One of my kids asked me one time, “What was your favorite fast food when you were growing up?” I replied, “We didn’t have fast food when I was growing up, all the food we ever ate was slow.” He then cried out and said, “C’mon, Dad, seriously, where did you eat?” I told him the “fast food” place that was our favorite was a place called home. Our mom cooked every day, and when Dad got home from work, we sat down together, and if I didn’t like what she put on my plate, I was allowed to sit there until I did like it.” By this time, he was laughing so hard I was afraid to tell him how I had to have permission to leave the table.
There were other things I could have told him, too. I could have told him that some parents NEVER owned their own home back then. They never wore Levis, set foot on a golf course, traveled out of the county or had a credit card. My parents never drove me to soccer practice. In fact, we never had heard of soccer. We walked to school every day. In fact, we were like the postal service, it didn’t matter, rain, sleet or snow, we still walked. I had a bicycle that only had one speed, and it was, you guessed it, slow. We didn’t have a television in our house until I was 11, and it was black and white. I was 13 before I had ever eaten in a restaurant, and we did that because we were on a trip to Columbus. In fact, Columbus was as far as I had ever traveled until I was 18. We didn’t even own a decent car until I was 15. And this may shock you, but I never had a telephone in my room, let alone a cell phone, and the only phone in the house was on a party line, and you had to dial the phone before you could get out. And listen to me, before you could dial it, you had to listen and make sure some people you didn’t know weren’t already using the line. Pizzas were not delivered to our home, but milk was. I delivered newspapers, six days a week. It cost 7 cents a paper, of which I got to keep 2 cents.
When I tell my children and grandchildren these stories, they roll their eyes as if I am spewing a fairy tale, and yet it wasn’t what we didn’t have that counted, it was what we DID HAVE. Yes, my friends, we didn’t have a lot, but we had something that is missing in most of America today. We had respect for God and country. We showed respect for adults, and we never called them by their first name. In fact, today, if I would ever see my next door neighbor when I was growing up, I would still call him Mr. Hale.

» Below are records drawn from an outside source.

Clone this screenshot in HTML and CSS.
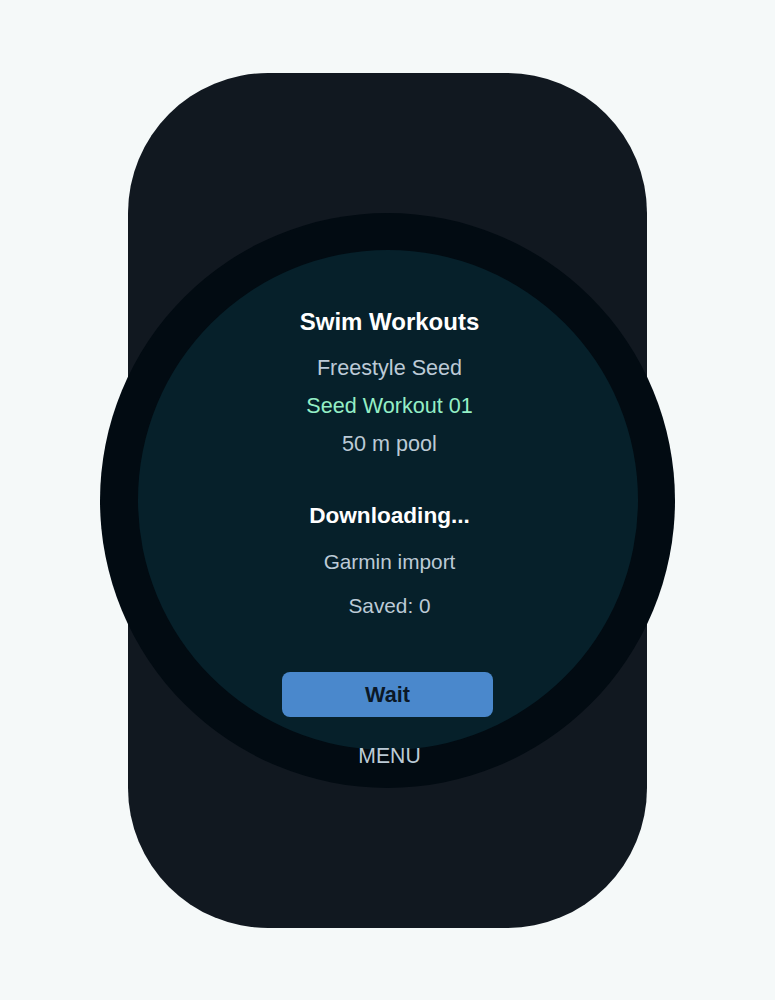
FILE: index.html
```html
<!DOCTYPE html>
<html lang="en">
<head>
    <meta charset="UTF-8">
    <meta name="viewport" content="width=device-width, initial-scale=1.0">
    <link rel="stylesheet" href="styles.css">
    <title>Swim Workouts</title>
</head>
<body>
    <div class="watch">
        <div class="face">
            <div class="screen">
                <h1 class="title">Swim Workouts</h1>
                <div class="workout">
                    <p>Freestyle Seed</p>
                    <p class="highlight">Seed Workout 01</p>
                    <p>50 m pool</p>
                </div>
                <h2 class="status">Downloading...</h2>
                <div class="details">
                    <p>Garmin import</p>
                    <p>Saved: 0</p>
                </div>
                <button class="wait-btn">Wait</button>
            </div>
            <div class="menu-label">MENU</div>
        </div>
    </div>
</body>
</html>
```

FILE: styles.css
```css
body {
    font-family: "Liberation Sans", Arial, sans-serif;
    margin: 0;
    padding: 0;
    background-color: #f5f9f9;
    min-height: 100vh;
    display: flex;
    align-items: center;
    justify-content: center;
}

.watch {
    width: 519px;
    height: 855px;
    border-radius: 140px;
    background-color: #111820;
    display: flex;
    align-items: center;
    justify-content: center;
}

.face {
    position: relative;
    flex-shrink: 0;
    width: 500px;
    height: 500px;
    padding: 37.5px;
    border-radius: 50%;
    background-color: #020b12;
}

.screen {
    width: 500px;
    height: 500px;
    border-radius: 50%;
    background-color: #06202a;
    display: flex;
    flex-direction: column;
    align-items: center;
    padding-top: 57px;
    box-sizing: border-box;
    text-align: center;
    text-indent: 4px;
}

.screen p {
    margin: 0;
}

.title {
    margin: 0;
    font-size: 24px;
    line-height: 30px;
    font-weight: bold;
    color: #ffffff;
}

.workout {
    margin-top: 12px;
    font-size: 21.6px;
    line-height: 38px;
    color: #bccad6;
}

.highlight {
    color: #94efc6;
}

.status {
    margin: 38px 0 0;
    font-size: 22.6px;
    line-height: 30px;
    font-weight: bold;
    color: #ffffff;
}

.details {
    margin-top: 9px;
    font-size: 20.8px;
    line-height: 44px;
    color: #bccad6;
}

.wait-btn {
    margin-top: 44px;
    width: 211px;
    height: 45px;
    border: none;
    border-radius: 8px;
    background-color: #4a88cc;
    color: #0b1826;
    font-family: inherit;
    font-size: 21.6px;
    font-weight: bold;
    text-indent: 0;
}

.menu-label {
    position: absolute;
    left: 0;
    right: 0;
    bottom: 21px;
    text-align: center;
    text-indent: 4px;
    font-size: 21.2px;
    line-height: 22px;
    color: #bccad6;
}
```
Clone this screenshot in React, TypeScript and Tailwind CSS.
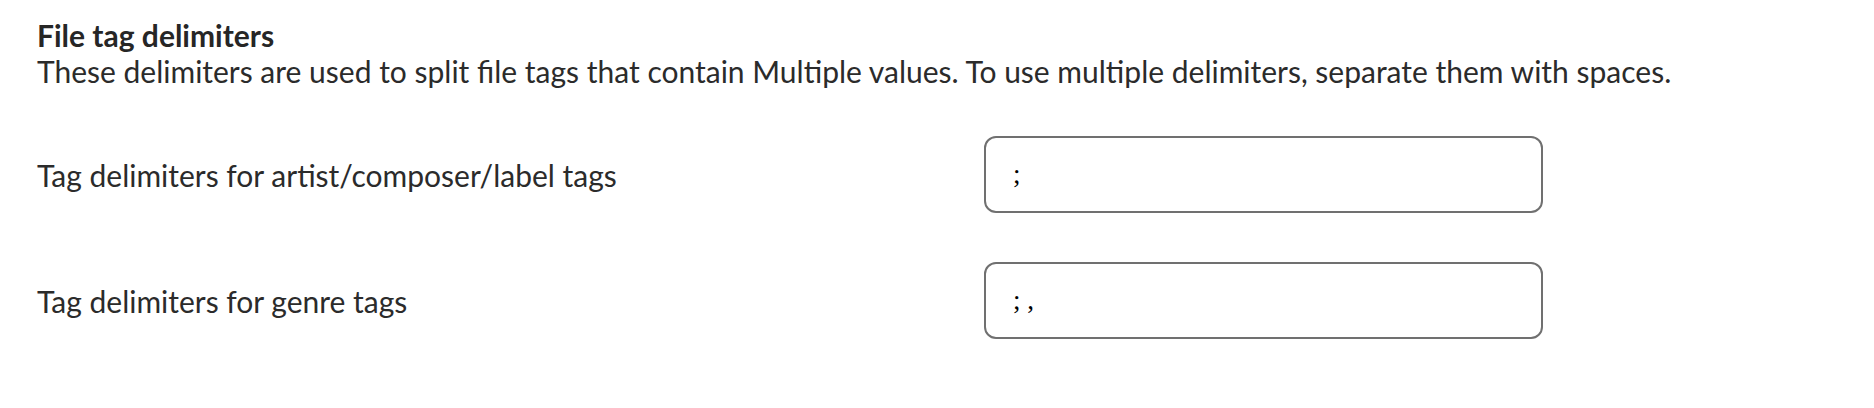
import { useState } from 'react'

const rows = [
  { label: 'Tag delimiters for artist/composer/label tags', value: ';' },
  { label: 'Tag delimiters for genre tags', value: '; ,' },
]

export default function App() {
  const [values, setValues] = useState(rows.map(r => r.value))

  return (
    <div className="min-h-[408px] w-full bg-white pl-[37px] pt-[17px] font-['Lato','Noto_Sans',sans-serif] text-[#2b2b2b]">
      {/* Encabezado */}
      <h3 className="text-[30px] font-bold leading-[36px] text-[#262626]">File tag delimiters</h3>
      <p className="text-[30px] leading-[36px]">
        These delimiters are used to split file tags that contain Multiple values. To use multiple delimiters, separate them with spaces.
      </p>

      {/* Campos */}
      <div className="mt-[47px] flex flex-col gap-[49px]">
        {rows.map((row, i) => (
          <div key={row.label} className="flex items-center">
            <label className="w-[947px] text-[30px] leading-[36px]">{row.label}</label>
            <input
              value={values[i]}
              onChange={e => {
                const next = [...values]
                next[i] = e.target.value
                setValues(next)
              }}
              className="h-[77px] w-[559px] rounded-[12px] border-2 border-[#707070] bg-white pl-[27px] font-['Liberation_Serif',serif] text-[27px] text-black outline-none"
            />
          </div>
        ))}
      </div>
    </div>
  )
}
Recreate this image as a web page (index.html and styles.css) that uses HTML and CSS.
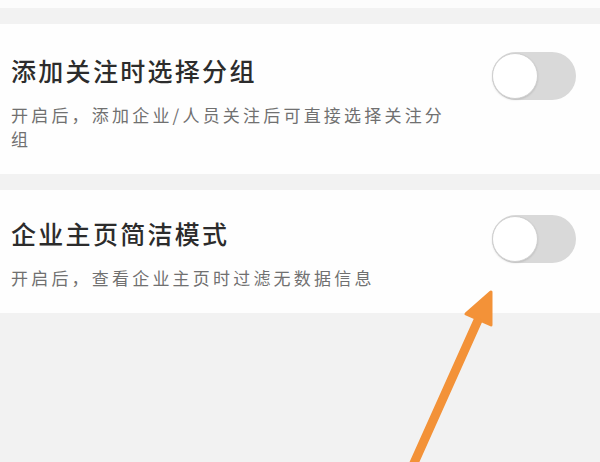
FILE: index.html
```html
<!DOCTYPE html>
<html lang="zh-CN">
<head>
  <meta charset="UTF-8" />
  <meta name="viewport" content="width=device-width, initial-scale=1.0"/>
  <title>设置</title>
  <link rel="stylesheet" href="styles.css">
</head>
<body>
  <div class="top-strip"></div>

  <div class="settings">
    <section class="setting">
      <div class="setting-head">
        <h3 class="setting-title">添加关注时选择分组</h3>
        <span class="switch" role="switch" aria-checked="false"><span class="knob"></span></span>
      </div>
      <p class="setting-desc">开启后，添加企业/人员关注后可直接选择关注分组</p>
    </section>

    <section class="setting">
      <div class="setting-head">
        <h3 class="setting-title">企业主页简洁模式</h3>
        <span class="switch" role="switch" aria-checked="false"><span class="knob"></span></span>
      </div>
      <p class="setting-desc">开启后，查看企业主页时过滤无数据信息</p>
    </section>
  </div>

  <!-- 标注箭头 -->
  <svg class="pointer" width="600" height="462" viewBox="0 0 600 462">
    <line x1="410" y1="472" x2="479" y2="318" stroke="#f39238" stroke-width="9" stroke-linecap="round" />
    <polygon points="491,292 491,325 466,314" fill="#f39238" stroke="#f39238" stroke-width="3" stroke-linejoin="round" />
  </svg>
</body>
</html>
```

FILE: styles.css
```css
body {
  margin: 0;
  height: 462px;
  background: #f2f2f2;
  font-family: "Noto Sans CJK SC", "Noto Sans", sans-serif;
  position: relative;
  overflow: hidden;
}

.top-strip {
  height: 8px;
  background: #fcfcfc;
}

.settings {
  display: flex;
  flex-direction: column;
  gap: 16px;
  margin-top: 16px;
}

.setting {
  background: #fefefe;
  padding: 28px 24px 23px 11px;
}

.setting + .setting {
  padding-top: 25px;
}

.setting-head {
  display: flex;
  justify-content: space-between;
  align-items: flex-start;
  height: 48px;
}

.setting-title {
  margin: 0;
  font-size: 25px;
  line-height: 36px;
  font-weight: 500;
  letter-spacing: 2.3px;
  color: #2c2c2c;
}

.setting-desc {
  margin: 3px 0 0;
  width: 445px;
  font-size: 17px;
  line-height: 24px;
  letter-spacing: 3.2px;
  color: #707070;
}

.switch {
  display: block;
  width: 84px;
  height: 48px;
  border-radius: 24px;
  background: #d9d9d9;
  position: relative;
}

.switch .knob {
  position: absolute;
  top: 1px;
  left: 0;
  width: 44px;
  height: 44px;
  border-radius: 50%;
  background: #fff;
  border: 1px solid #cfcfcf;
  box-shadow: 0 1px 2px rgba(0,0,0,0.12);
}

.pointer {
  position: absolute;
  top: 0;
  left: 0;
  pointer-events: none;
}
```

We even prayed and read the Bible in the public school system. School Christmas concerts and plays were a mainstay, and the baby Jesus was always present. We said the Pledge of Allegiance to the flag of the United States of America, and church was not a passing fancy with the majority of families. In fact, you were the “odd man out” if you didn’t attend services, because people of faith were a main fixture in our community.
Boy, oh boy, things have really changed, haven’t they? But my question for you as we conclude this article is, “Have they changed for the better?” Don’t you think that morally and spiritually we need to go back to the future?